The coming months will mark the end of an era when the remaining bloodstock belonging to Ballymacoll Stud will be dispersed at Tattersalls. The famous Ballymacoll colours of pale blue, yellow and white checked cap, have been carried by numerous home-bred Group 1 winners for more than fifty years, including Derby winners Troy and North Light, St Leger winners Sun Princess (who also won the Oaks) and Conduit, and 2000 Guineas winner Golan to name just British classic winners. Troy, Golan and Conduit all won the King George VI and Queen Elizabeth Stakes as well, while Conduit and the filly Islington gave Ballymacoll some of its greatest overseas successes at Breeders’ Cups.
Another of the best horses ever bred at Ballymacoll (his dam was a daughter of Troy) was Pilsudski, trained, like most of the stud’s star names over the last three decades, by Sir Michael Stoute for Lord Weinstock, Ballymacoll’s owner until his death in 2002.
The first two wins of Pilsudski’s career came in handicaps as a three-year-old, but typically for a Stoute horse (and much of the Ballymacoll stock), he improved with age, particularly in the autumn of his four-year-old season when he finished second in the Prix de l’Arc de Triomphe in between his first two victories at the top level in the Grosser Preis von Baden and the Breeders’ Cup Turf. But Pilsudski, described by his trainer as ‘one of the best-looking horses you’ll see…with an iron constitution’ matured into an even better five-year-old.

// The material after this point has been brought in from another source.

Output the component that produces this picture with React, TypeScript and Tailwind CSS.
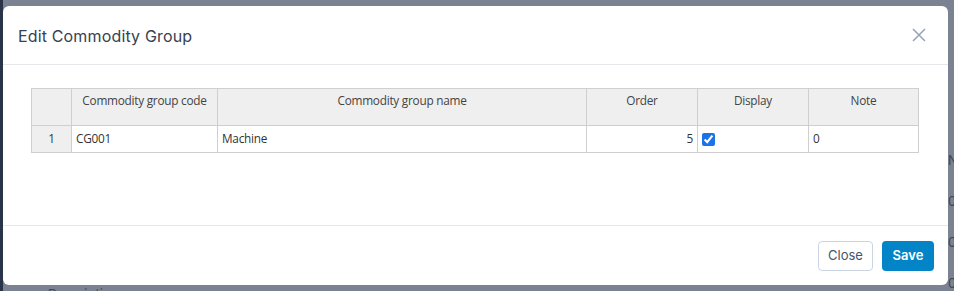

His ‘iron constitution’ was certainly tested that season but he put up a series of top-class efforts at ten and twelve furlongs in 1997 under his new jockey Mick Kinane, none better than in the Irish Champion Stakes. That summer, Pilsudski had already beaten the Derby winner Benny The Dip in the Eclipse and then finished second in the King George in what was billed as ‘the race of the decade’ won by Swain (Pilsudski’s Arc conqueror Helissio was third and his top-class stable-companion Singspiel was fourth). The first four home at Ascot, rated 134, 134, 133 and 133 respectively, were the four best older horses in Europe that year on Timeform ratings.
After a short break, Pilsudski’s busy autumn schedule began with a trip to Leopardstown where the betting made it a two-horse race between himself and three-year-old Desert King, the Irish 2000 Guineas/Derby winner who was one of the first horses to make a name for his trainer Aidan O’Brien. This was how Racehorses described the Irish Champion Stakes:
‘Pilsudski shaded favouritism over Desert King at Leopardstown, with Alhaarth the only other runner in the seven-strong line-up at shorter than 10/1. In the race itself there was only one horse in it! Pilsudski beat Desert King pointless, the pair finishing a street [officially fourteen lengths] ahead of third-placed Alhaarth. Desert King was provided with a pacemaker [No Slouch] to ensure a truly-run race, butt Pilsudski, always travelling strongly, moved up easily on the home turn and, though Desert King improved in his wake, Pilsudski forged ahead to beat him by four and a half lengths, eased near the finish.’
For the second year running, Pilsudski found only a top-notch three-year-old too good for him in the Arc - this time Peintre Celebre - but he ended his career with a couple more Group 1 victories. Less than a fortnight later he proved too strong for mainly three-year-old opposition in the Champion Stakes at Newmarket, while he added another country to his list of foreign conquests when gaining a neck win in Tokyo in the Japan Cup.
Pilsudski remained in Japan to begin his stallion career which, it has to be said, was nowhere near as successful as his racing career, though he did sire the dam of Fiorente who, before his sale to Australia where he won the 2013 Melbourne Cup, was successful in the Princess of Wales’s Stakes for Stoute and Ballymacoll. ‘All in all’, said Racehorses of Pilsudski, ‘he was a grand racehorse.’